The use of the safety car in the Abu Dhabi finale (and the messages between race control and Mercedes and Red Bull) has sparked an argument that is “tarnishing” the championship’s image, said the FIA World Motor Sport Council.
Yes, it’s clear that F1’s reputation has taken a beating in public. Debate continues to rage over Max Verstappen winning the race and the championship on the final lap and Mercedes is weighing up an FIA international court appeal because it believes Lewis Hamilton would have won if the correct procedure had been followed.
A deep analysis will now take place to understand what happened and ensure any feedback is implemented before the start of 2022.
That’s fair, and important. The stakeholders must ensure they can prevent a repeat.
And the situation has been escalated by “significant misunderstanding and reactions from Formula 1 teams, drivers and fans”.
Come again?
It’s curious to consider what exactly has been misunderstood about Sunday’s finale and why the FIA felt the need to go down this phrasing route.
Because the principle of deeply analysing what happened to enact changes for next season is absolutely right, as is the notion this merits an in-depth review. Even acknowledging the damage to F1’s image would have been fine.
But it’s odd that this sentiment – which implies the FIA knows something went wrong, otherwise what is there to try to improve? – has been packaged in a statement that seems to blame observers for ‘misunderstanding’ what happened and starting an argument that’s making F1 look bad.

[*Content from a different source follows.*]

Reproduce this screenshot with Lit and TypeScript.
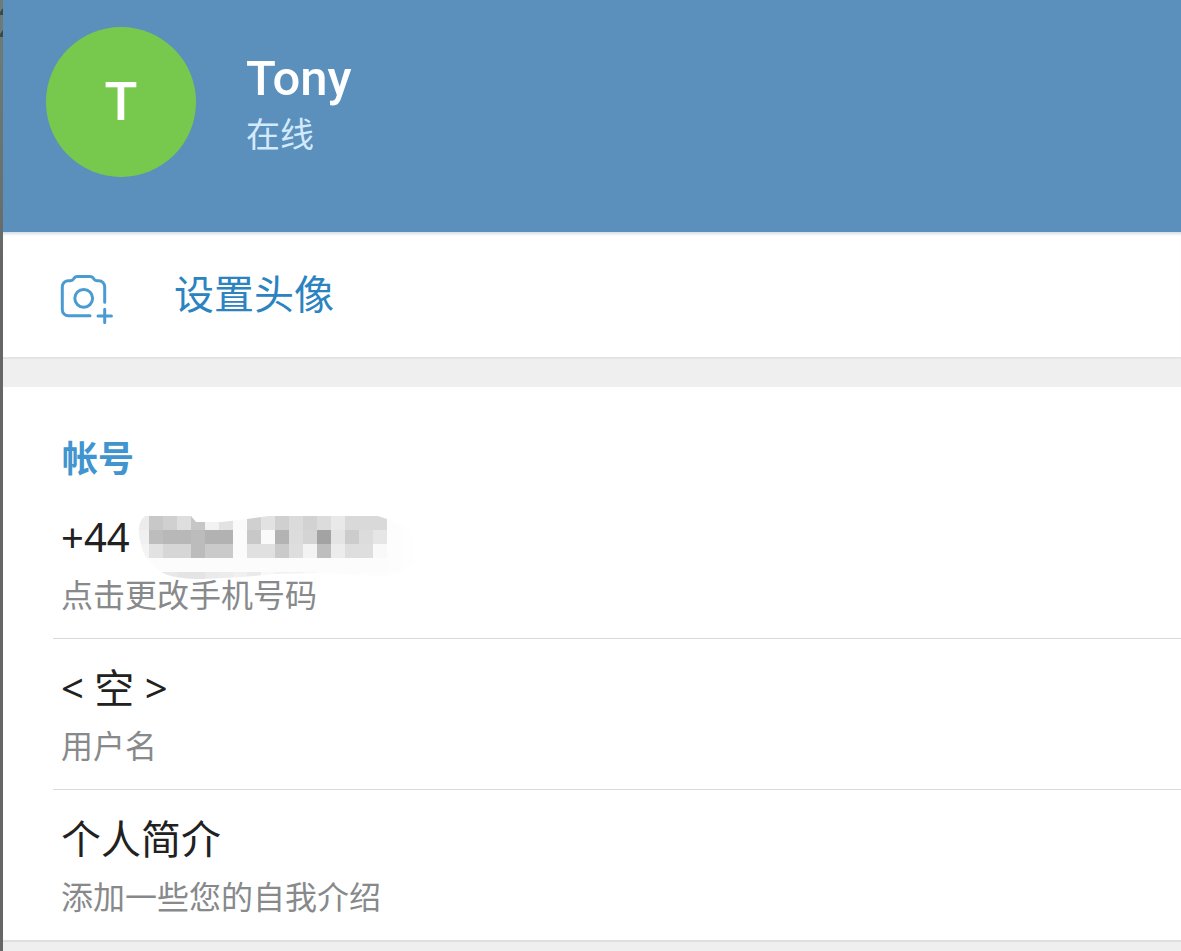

It has immediately been widely interpreted as effectively shifting the responsibility for the outcry. The implication is that the real problem is people being outraged – not what has outraged them.
That has gone down like a lead balloon.
A generous interpretation of the FIA’s statement would be that it wanted to make it clear how seriously it takes what has happened and how much it regrets the consequences it’s had for F1, and that it represents a vow to be much better in the future.
But the defensive mindset exhibited in the language used in this statement casts serious doubt over whether the FIA can hold itself accountable over this.
It’s not a surprise that the governing body’s priority now is protecting F1’s image and integrity. But that is not necessarily a problem if it were to be accompanied by a process of properly learning from what’s happened.
The FIA will not go as far as ‘correcting’ the mishandling of the finale by amending the results. That has been clear from the moment the stewards used woolly logic to justify what happened on Sunday evening and you can be sure the FIA has wanted to find any way possible to convince Mercedes not to go ahead with its appeal.
And the desire not to change the outcome will be cemented if, as seems widely expected, Mercedes withdraws its appeal for the so-called good of the sport.
That is what the FIA wants: for this controversy to end and – based on that “misunderstanding” remark – for the blame to shift.
That attitude is not conducive to a full and frank analysis of what happened and a proper plan of how to tackle the wider problems that led to this, which is the bare minimum response needed after the way the season ended.
The FIA has misjudged this so far. For the sake of F1’s sporting integrity, it cannot keep doing so.